Jimmy-Connors 1991 US Open Tennis

Because he beat a McEnroe. Sure, Patrick, ranked just 35th, lacked the skill and artistic temperament of his famous older brother, but he was an Australian Open semifinalist and had beaten Boris Becker that summer.

Because this was the first time we saw Connors’s vibrant Estusa racket flashing through the night, proclaiming the return of the king.

Because he overcame the greatest deficit of all, dropping the first two sets to the steady McEnroe 6–4, 7–6, then falling behind 0–3 in the third. Connors was limping (an act, perhaps, lulling his prey or laying groundwork for an alibi), and the stadium was emptying, everyone writing Connors off. By the next game there’d be perhaps 6,000 loyalists from the original sellout crowd. According to Joel Drucker’s biography-memoir Jimmy Connors Saved My Life, even Connors’s staunchest supporter, his mother and first teacher Gloria, turned away from the television.
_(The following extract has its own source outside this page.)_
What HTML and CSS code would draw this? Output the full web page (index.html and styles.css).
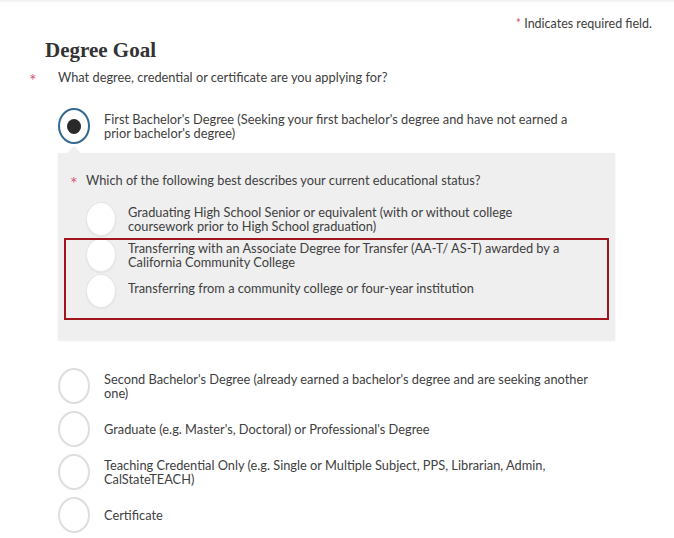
FILE: index.html
```html
<!DOCTYPE html>
<html lang="en">
<head>
<meta charset="utf-8">
<title>Degree Goal</title>
<link rel="stylesheet" href="styles.css">
</head>
<body>
<div class="page">
  <p class="req-note"><span class="star">*</span> Indicates required field.</p>
  <h1 class="title">Degree Goal</h1>
  <p class="question"><span class="star q-star">*</span>What degree, credential or certificate are you applying for?</p>
  <div class="options">
    <div class="option">
      <span class="radio checked"></span>
      <span class="label">First Bachelor's Degree (Seeking your first bachelor's degree and have not earned a<br>prior bachelor's degree)</span>
    </div>
    <div class="panel">
      <p class="sub-question"><span class="star sq-star">*</span>Which of the following best describes your current educational status?</p>
      <div class="sub-options">
        <div class="sub-option">
          <span class="radio sub"></span>
          <span class="label">Graduating High School Senior or equivalent (with or without college<br>coursework prior to High School graduation)</span>
        </div>
        <div class="sub-option">
          <span class="radio sub"></span>
          <span class="label">Transferring with an Associate Degree for Transfer (AA-T/ AS-T) awarded by a<br>California Community College</span>
        </div>
        <div class="sub-option">
          <span class="radio sub"></span>
          <span class="label">Transferring from a community college or four-year institution</span>
        </div>
      </div>
      <div class="highlight"></div>
    </div>
    <div class="option after-panel">
      <span class="radio"></span>
      <span class="label">Second Bachelor's Degree (already earned a bachelor's degree and are seeking another<br>one)</span>
    </div>
    <div class="option">
      <span class="radio"></span>
      <span class="label">Graduate (e.g. Master's, Doctoral) or Professional's Degree</span>
    </div>
    <div class="option">
      <span class="radio"></span>
      <span class="label">Teaching Credential Only (e.g. Single or Multiple Subject, PPS, Librarian, Admin,<br>CalStateTEACH)</span>
    </div>
    <div class="option">
      <span class="radio"></span>
      <span class="label">Certificate</span>
    </div>
  </div>
</div>
</body>
</html>
```
FILE: styles.css
```css
html, body {
  margin: 0;
  background: #ffffff;
}
body {
  font-family: "Lato", sans-serif;
  font-size: 12.8px;
  color: #404040;
}
.page {
  border-top: 2px solid #f3f3f3;
}
.star {
  color: #d65a80;
}
.req-note {
  margin: 0;
  padding: 15px 22px 0 0;
  text-align: right;
  font-size: 12.5px;
  line-height: 14px;
}
.title {
  margin: 6px 0 0;
  padding-left: 45px;
  font-family: "Liberation Serif", serif;
  font-weight: bold;
  font-size: 21px;
  line-height: 26px;
  color: #333333;
}
.question {
  margin: 6px 0 0;
  padding-left: 29px;
  display: flex;
  line-height: 16px;
}
.q-star,
.sq-star {
  height: 16px;
  font-size: 18px;
  line-height: 23px;
  overflow: visible;
}
.q-star {
  width: 29px;
}
.sq-star {
  width: 16px;
}
.options {
  padding: 0 59px 0 58px;
}
.option {
  display: flex;
  align-items: center;
  gap: 14px;
  min-height: 36px;
  margin-top: 7px;
}
.options > .option:first-child {
  margin-top: 23px;
}
.option.after-panel {
  margin-top: 28px;
}
.label {
  line-height: 14px;
}
.radio {
  flex: none;
  box-sizing: border-box;
  width: 32px;
  height: 36px;
  border-radius: 50%;
  border: 2px solid #dedede;
  background: #ffffff;
  display: flex;
  align-items: center;
  justify-content: center;
}
.radio.checked {
  border-color: #33698f;
}
.radio.checked::after {
  content: "";
  width: 14px;
  height: 15px;
  border-radius: 50%;
  background: #2a2a2a;
}
.panel {
  position: relative;
  margin-top: 9px;
  background: #efefef;
  padding: 19px 0 32px 12px;
  box-shadow: 0 1px 2px rgba(0, 0, 0, 0.08);
}
.panel::before {
  content: "";
  position: absolute;
  left: 9px;
  top: -7px;
  border-left: 7px solid transparent;
  border-right: 7px solid transparent;
  border-bottom: 7px solid #efefef;
}
.sub-question {
  margin: 0;
  display: flex;
  line-height: 16px;
}
.sub-options {
  margin-top: 14px;
  padding-left: 16px;
  display: flex;
  flex-direction: column;
  gap: 2px;
}
.sub-option {
  display: flex;
  align-items: center;
  gap: 12px;
  min-height: 34px;
}
.sub-option:last-child .label {
  margin-top: -7px;
}
.radio.sub {
  width: 30px;
  height: 34px;
  border: 1px solid #e6e6e6;
  box-shadow: 0 1px 2px rgba(0, 0, 0, 0.06);
}
.highlight {
  position: absolute;
  left: 6px;
  top: 85px;
  width: 545px;
  height: 82px;
  box-sizing: border-box;
  border: 2px solid #a0141c;
  pointer-events: none;
}
```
Then, at 0–40, one mistake from oblivion, Connors finally turned it on. And once he did, McEnroe could not finish off tennis’s Rasputin, who drew his lifeblood from the screaming, stomping, bowing fans that remained. Connors held, saved two more break points at 2–3, won five of six games for the third set, then snared the fourth set 6–2 and finished McEnroe off 6–4 in the fifth. The 4-hour-18-minute epic ended at 1:35 a.m. “The crowd won it for me,” Connors said. “The crowd was an awful heavy burden for Patrick.”